Showing @ The Studio at Festival Theatre, Edinburgh until Sat 12 Apr @ 19:30 (plus matinees)

Middle-aged couples reassessing their marital woes doesn’t sound like a gripping night at the theatre. It isn’t. In a village on the Cote d’Azur, Guillaume (with a little help from his manipulative bisexual lover Julian) runs a shabby hotel paid for by his rich sister, the elegant Parisienne Gilbert. Matters are brought to a head by the arrival of repressed English couple Jack (a gruff Yorkshireman who is on loan from Central Casting) and his neurotic wife Connie. But Bonjour Tristesse it ain’t.
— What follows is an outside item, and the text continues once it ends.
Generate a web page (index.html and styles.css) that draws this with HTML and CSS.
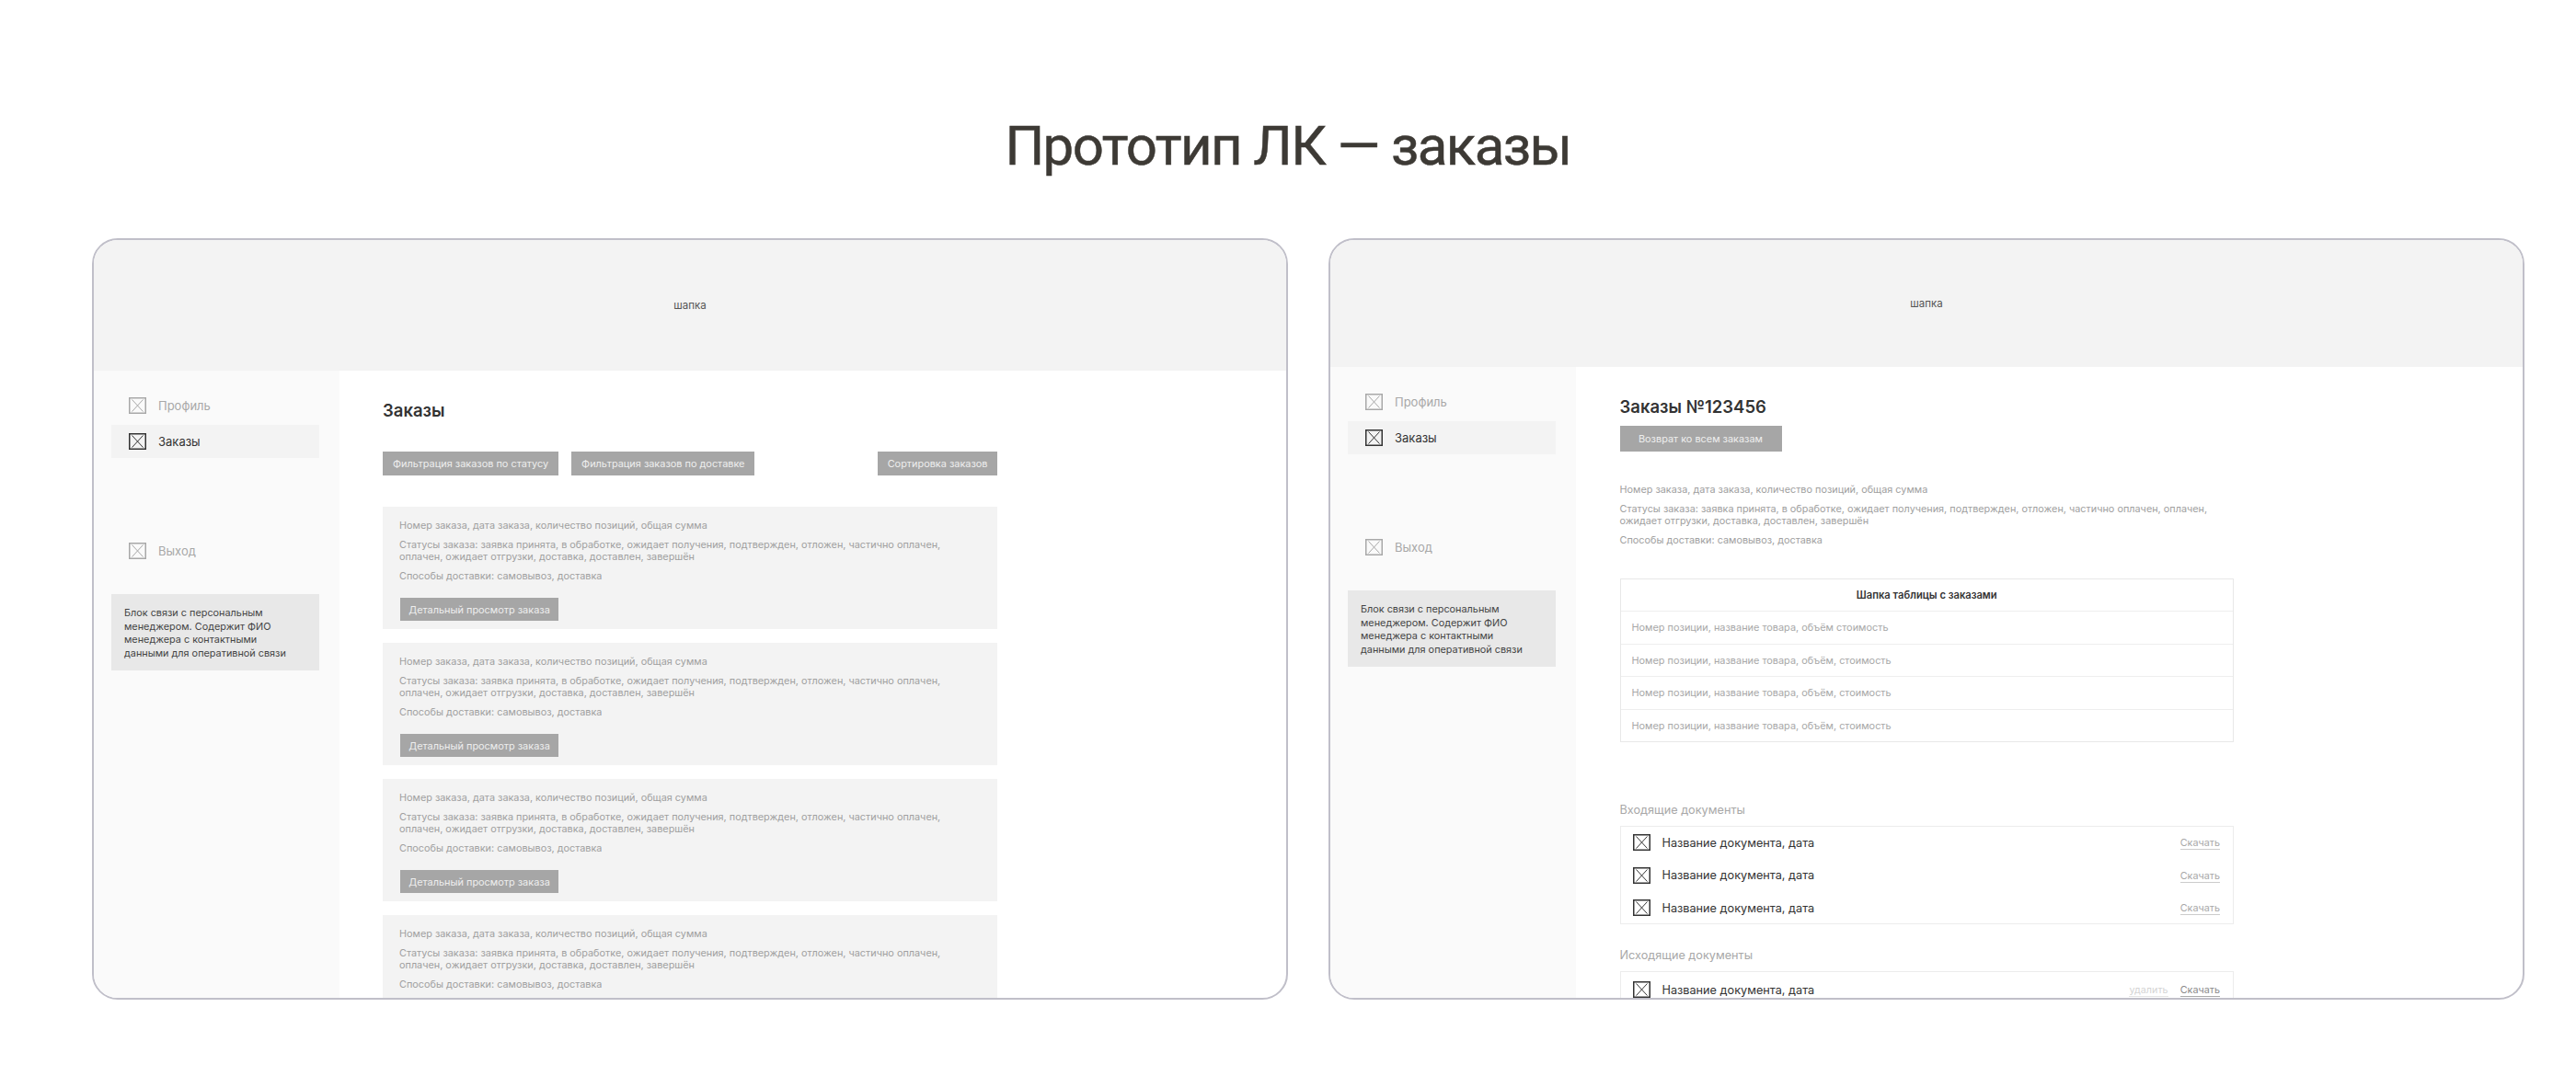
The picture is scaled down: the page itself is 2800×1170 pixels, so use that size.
FILE: index.html
```html
<!DOCTYPE html>
<html lang="ru">
<head>
<meta charset="utf-8">
<title>Прототип ЛК — заказы</title>
<link rel="stylesheet" href="styles.css">
</head>
<body>
<svg class="defs" width="0" height="0" aria-hidden="true"><symbol id="ph" viewBox="0 0 19 18"><rect x=".75" y=".75" width="17.5" height="16.5" fill="none" stroke="currentColor" stroke-width="1.5"/><path d="M3.5 2.5 15.5 15.5M15.5 2.5 3.5 15.5" fill="none" stroke="currentColor" stroke-width="1"/></symbol></svg>
<h1 class="page-title">Прототип ЛК — заказы</h1>
<div class="frames">
  <section class="frame">
    <header class="top">шапка</header>
    <div class="body">
      <aside class="side">
        <nav class="nav">
          <a class="nav-item"><svg class="ph"><use href="#ph"/></svg>Профиль</a>
          <a class="nav-item active"><svg class="ph"><use href="#ph"/></svg>Заказы</a>
          <a class="nav-item exit"><svg class="ph"><use href="#ph"/></svg>Выход</a>
        </nav>
        <div class="manager">Блок связи с персональным менеджером. Содержит ФИО менеджера с контактными данными для оперативной связи</div>
      </aside>
      <main class="main">
        <h2 class="title">Заказы</h2>
        <div class="filters">
          <span class="btn">Фильтрация заказов по статусу</span>
          <span class="btn">Фильтрация заказов по доставке</span>
          <span class="btn sort">Сортировка заказов</span>
        </div>
        <div class="cards">
          <article class="card">
            <p>Номер заказа, дата заказа, количество позиций, общая сумма</p>
            <p>Статусы заказа: заявка принята, в обработке, ожидает получения, подтвержден, отложен, частично оплачен, оплачен, ожидает отгрузки, доставка, доставлен, завершён</p>
            <p>Способы доставки: самовывоз, доставка</p>
            <span class="btn card-btn">Детальный просмотр заказа</span>
          </article>
          <article class="card">
            <p>Номер заказа, дата заказа, количество позиций, общая сумма</p>
            <p>Статусы заказа: заявка принята, в обработке, ожидает получения, подтвержден, отложен, частично оплачен, оплачен, ожидает отгрузки, доставка, доставлен, завершён</p>
            <p>Способы доставки: самовывоз, доставка</p>
            <span class="btn card-btn">Детальный просмотр заказа</span>
          </article>
          <article class="card">
            <p>Номер заказа, дата заказа, количество позиций, общая сумма</p>
            <p>Статусы заказа: заявка принята, в обработке, ожидает получения, подтвержден, отложен, частично оплачен, оплачен, ожидает отгрузки, доставка, доставлен, завершён</p>
            <p>Способы доставки: самовывоз, доставка</p>
            <span class="btn card-btn">Детальный просмотр заказа</span>
          </article>
          <article class="card">
            <p>Номер заказа, дата заказа, количество позиций, общая сумма</p>
            <p>Статусы заказа: заявка принята, в обработке, ожидает получения, подтвержден, отложен, частично оплачен, оплачен, ожидает отгрузки, доставка, доставлен, завершён</p>
            <p>Способы доставки: самовывоз, доставка</p>
          </article>
        </div>
      </main>
    </div>
  </section>
  <section class="frame frame-detail">
    <header class="top">шапка</header>
    <div class="body">
      <aside class="side">
        <nav class="nav">
          <a class="nav-item"><svg class="ph"><use href="#ph"/></svg>Профиль</a>
          <a class="nav-item active"><svg class="ph"><use href="#ph"/></svg>Заказы</a>
          <a class="nav-item exit"><svg class="ph"><use href="#ph"/></svg>Выход</a>
        </nav>
        <div class="manager">Блок связи с персональным менеджером. Содержит ФИО менеджера с контактными данными для оперативной связи</div>
      </aside>
      <main class="main">
        <h2 class="title">Заказы №123456</h2>
        <span class="btn back">Возврат ко всем заказам</span>
        <div class="info">
          <p>Номер заказа, дата заказа, количество позиций, общая сумма</p>
          <p>Статусы заказа: заявка принята, в обработке, ожидает получения, подтвержден, отложен, частично оплачен, оплачен, ожидает отгрузки, доставка, доставлен, завершён</p>
          <p>Способы доставки: самовывоз, доставка</p>
        </div>
        <div class="table">
          <div class="th">Шапка таблицы с заказами</div>
          <div class="tr">Номер позиции, название товара, объём стоимость</div>
          <div class="tr">Номер позиции, название товара, объём, стоимость</div>
          <div class="tr">Номер позиции, название товара, объём, стоимость</div>
          <div class="tr">Номер позиции, название товара, объём, стоимость</div>
        </div>
        <h3 class="doc-label first">Входящие документы</h3>
        <div class="docs">
          <div class="doc"><svg class="ph"><use href="#ph"/></svg><span class="doc-name">Название документа, дата</span><a class="link">Скачать</a></div>
          <div class="doc"><svg class="ph"><use href="#ph"/></svg><span class="doc-name">Название документа, дата</span><a class="link">Скачать</a></div>
          <div class="doc"><svg class="ph"><use href="#ph"/></svg><span class="doc-name">Название документа, дата</span><a class="link">Скачать</a></div>
        </div>
        <h3 class="doc-label">Исходящие документы</h3>
        <div class="docs docs-out">
          <div class="doc"><svg class="ph"><use href="#ph"/></svg><span class="doc-name">Название документа, дата</span><a class="link del">удалить</a><a class="link dark">Скачать</a></div>
        </div>
      </main>
    </div>
  </section>
</div>
</body>
</html>
```
FILE: styles.css
```css
* { box-sizing: border-box; }
html, body { margin: 0; height: 100%; }
body { background: #fff; font-family: Inter, "Noto Sans", sans-serif; overflow: hidden; }
.defs { position: absolute; }
.page-title { margin: 0; padding-top: 123px; height: 259px; text-align: center; font: 400 60px/72px Roboto, sans-serif; letter-spacing: -1.6px; color: #3d3a35; -webkit-text-stroke: .5px #3d3a35; }
.frames { display: flex; gap: 44px; padding-left: 100px; }
.frame { width: 1300px; height: 828px; border: 2px solid #c0bfc9; border-radius: 28px; overflow: hidden; display: flex; flex-direction: column; background: #fff; }
.top { height: 142px; flex: none; background: #f3f3f3; display: flex; align-items: center; justify-content: center; font-size: 11.5px; color: #555; }
.frame-detail .top { height: 138px; }
.body { flex: 1; display: flex; min-height: 0; }
.side { width: 267px; flex: none; background: #fafafa; padding: 20px 22px 0 19px; }
.nav { display: flex; flex-direction: column; gap: 3px; }
.nav-item { height: 36px; display: flex; align-items: center; gap: 13px; padding-left: 19px; font-size: 13px; color: #a8a8a8; }
.nav-item.active { background: #f3f3f3; color: #333; }
.nav-item.exit { margin-top: 80px; }
.ph { width: 19px; height: 18px; flex: none; color: inherit; }
.manager { margin-top: 29px; height: 83px; background: #e8e8e8; padding: 13px 24px 13px 14px; font-size: 10.85px; line-height: 14.5px; color: #444; }
.main { flex: none; width: 715px; padding: 31px 0 0 47px; }
.title { margin: 0; font-size: 18.5px; line-height: 24px; font-weight: 600; color: #333; }
.btn { display: inline-flex; align-items: center; justify-content: center; height: 26px; padding: 0 11px; background: #a6a6a6; color: #eee; font-size: 10.9px; white-space: nowrap; }
.filters { display: flex; gap: 14px; margin-top: 33px; }
.sort { margin-left: auto; padding: 0 10.5px; }
.cards { display: flex; flex-direction: column; gap: 15px; margin-top: 34px; }
.card { height: 133px; background: #f3f3f3; padding: 14px 18px 9px; flex: none; }
.card p, .info p { margin: 0 0 8px; font-size: 10.85px; line-height: 13px; color: #a0a0a0; }
.card-btn { height: 25px; width: 172px; margin-top: 9px; margin-left: 1px; }
.frame-detail .main { padding-left: 47.5px; }
.back { display: flex; width: 176px; height: 28px; margin-top: 9px; }
.info { margin-top: 35px; }
.table { margin-top: 35px; border: 1px solid #e8e8e8; }
.th { height: 34px; display: flex; align-items: center; justify-content: center; font-size: 11.2px; font-weight: 600; color: #333; }
.tr { height: 35.5px; display: flex; align-items: center; padding-left: 12px; border-top: 1px solid #eee; font-size: 10.9px; color: #a8a8a8; }
.doc-label { margin: 26px 0 9px; font-size: 12.7px; line-height: 16px; font-weight: 400; color: #a8a8a8; }
.doc-label.first { margin-top: 66px; }
.docs { border: 1px solid #ececec; padding: 8px 14px 8px 13px; display: flex; flex-direction: column; gap: 17.5px; }
.docs-out { padding-top: 10px; }
.doc { display: flex; align-items: center; gap: 13px; height: 18px; font-size: 12.7px; color: #333; }
.doc-name { flex: 1; }
.link { font-size: 10.8px; line-height: 13px; color: #a8a8a8; border-bottom: 1.5px solid #ccc; margin-top: 2px; }
.link.del { color: #d4d4d4; border-color: #e4e4e4; }
.link.dark { color: #8a8a8a; border-color: #aaa; }
```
It’s not a West End screwball farce either, although there are so many doors it’s as if writer Timothy Jones, is trying to conjure up the ghost of Brian Rix or Feydeau. Sadly, it’s also not the provocative drama it thinks it is; the posters promise “desire, adultery and forbidden love… powerful and deeply shocking” – the Advertising Standards Authority should be informed. The dying mulberry tree of the title – and on stage – is a symbol of the musty relationships between the characters and there is a real whiff of mildew in the writing too, with an assortment of dull cliches dropping to the floor like table forks. Surprisingly it’s a new play and not some 1950s Terence Rattigan-style melodrama lazily translated from the original French. Francophiles, however will love the smoky jazz score, the elegant costumes and evocation of the South of France.
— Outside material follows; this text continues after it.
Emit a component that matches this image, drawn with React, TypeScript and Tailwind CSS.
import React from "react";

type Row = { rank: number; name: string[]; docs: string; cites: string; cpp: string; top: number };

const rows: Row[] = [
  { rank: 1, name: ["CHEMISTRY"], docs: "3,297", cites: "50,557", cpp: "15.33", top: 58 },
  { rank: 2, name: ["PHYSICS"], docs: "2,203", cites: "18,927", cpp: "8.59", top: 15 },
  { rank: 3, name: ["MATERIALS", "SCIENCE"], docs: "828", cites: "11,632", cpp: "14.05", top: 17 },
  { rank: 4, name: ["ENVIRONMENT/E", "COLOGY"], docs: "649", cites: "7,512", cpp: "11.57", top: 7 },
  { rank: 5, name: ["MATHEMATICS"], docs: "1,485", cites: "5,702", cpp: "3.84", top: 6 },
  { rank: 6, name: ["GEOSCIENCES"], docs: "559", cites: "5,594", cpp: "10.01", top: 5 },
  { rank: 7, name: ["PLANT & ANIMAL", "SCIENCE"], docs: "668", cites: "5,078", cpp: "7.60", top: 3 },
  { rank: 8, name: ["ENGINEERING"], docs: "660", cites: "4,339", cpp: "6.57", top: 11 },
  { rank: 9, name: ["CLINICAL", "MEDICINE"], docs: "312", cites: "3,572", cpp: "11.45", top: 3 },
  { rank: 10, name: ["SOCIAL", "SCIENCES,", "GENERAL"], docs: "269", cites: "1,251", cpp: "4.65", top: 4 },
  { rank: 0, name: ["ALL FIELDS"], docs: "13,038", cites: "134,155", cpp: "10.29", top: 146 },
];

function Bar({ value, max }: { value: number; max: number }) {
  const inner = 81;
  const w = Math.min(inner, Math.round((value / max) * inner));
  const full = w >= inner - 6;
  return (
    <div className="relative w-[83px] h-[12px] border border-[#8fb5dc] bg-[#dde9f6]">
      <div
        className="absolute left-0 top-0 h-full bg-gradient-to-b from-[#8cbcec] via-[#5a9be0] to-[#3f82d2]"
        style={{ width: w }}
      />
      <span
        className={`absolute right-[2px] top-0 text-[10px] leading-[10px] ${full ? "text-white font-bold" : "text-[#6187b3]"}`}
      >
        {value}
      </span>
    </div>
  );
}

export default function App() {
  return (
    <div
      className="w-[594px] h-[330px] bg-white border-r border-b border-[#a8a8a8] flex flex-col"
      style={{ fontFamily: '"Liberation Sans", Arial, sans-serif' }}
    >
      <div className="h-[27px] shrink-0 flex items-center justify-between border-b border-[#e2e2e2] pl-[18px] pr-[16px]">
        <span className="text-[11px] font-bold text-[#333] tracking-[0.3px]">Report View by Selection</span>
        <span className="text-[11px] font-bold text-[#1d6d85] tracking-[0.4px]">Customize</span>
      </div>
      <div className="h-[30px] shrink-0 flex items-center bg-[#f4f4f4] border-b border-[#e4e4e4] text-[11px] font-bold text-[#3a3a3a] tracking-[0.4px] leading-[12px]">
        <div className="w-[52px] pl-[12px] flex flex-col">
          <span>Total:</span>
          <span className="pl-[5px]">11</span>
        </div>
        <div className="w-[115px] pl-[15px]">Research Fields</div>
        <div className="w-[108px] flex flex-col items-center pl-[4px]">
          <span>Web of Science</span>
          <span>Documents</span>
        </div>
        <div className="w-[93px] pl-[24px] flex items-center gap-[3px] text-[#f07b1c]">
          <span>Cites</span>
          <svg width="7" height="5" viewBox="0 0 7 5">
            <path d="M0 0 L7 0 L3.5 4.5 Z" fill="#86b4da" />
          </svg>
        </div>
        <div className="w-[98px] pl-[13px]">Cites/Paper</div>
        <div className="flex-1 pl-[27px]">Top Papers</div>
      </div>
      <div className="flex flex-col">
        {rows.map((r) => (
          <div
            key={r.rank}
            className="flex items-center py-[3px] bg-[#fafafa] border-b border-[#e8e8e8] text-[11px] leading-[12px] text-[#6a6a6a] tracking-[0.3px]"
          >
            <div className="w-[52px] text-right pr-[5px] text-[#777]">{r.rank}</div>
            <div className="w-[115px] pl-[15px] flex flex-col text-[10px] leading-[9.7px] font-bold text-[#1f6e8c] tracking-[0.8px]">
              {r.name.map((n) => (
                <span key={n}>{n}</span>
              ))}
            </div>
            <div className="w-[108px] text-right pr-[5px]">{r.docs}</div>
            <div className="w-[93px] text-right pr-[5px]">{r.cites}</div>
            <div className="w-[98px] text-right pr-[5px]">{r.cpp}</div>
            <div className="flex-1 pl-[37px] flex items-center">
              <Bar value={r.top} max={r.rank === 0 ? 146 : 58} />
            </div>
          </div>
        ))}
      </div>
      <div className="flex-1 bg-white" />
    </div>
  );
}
After some lengthy exposition the action comes to life in the second half but sometimes it’s difficult to believe the dialogue. It’s all universally well played and the design and lighting (by Claire Lyth and Simon Wilkinson respectively) can’t be faulted. Hannah Eidinow directs with a sure hand and brings out the best in everything but what she can’t rescue is the desiccated and derivative plot. The writing is neither very insightful nor witty. Three quarters of the way through Connie comes over all Blanche Dubois. If Timothy Jones thinks that his ministrations under the mulberry tree are “deeply shocking” he really needs to get out more.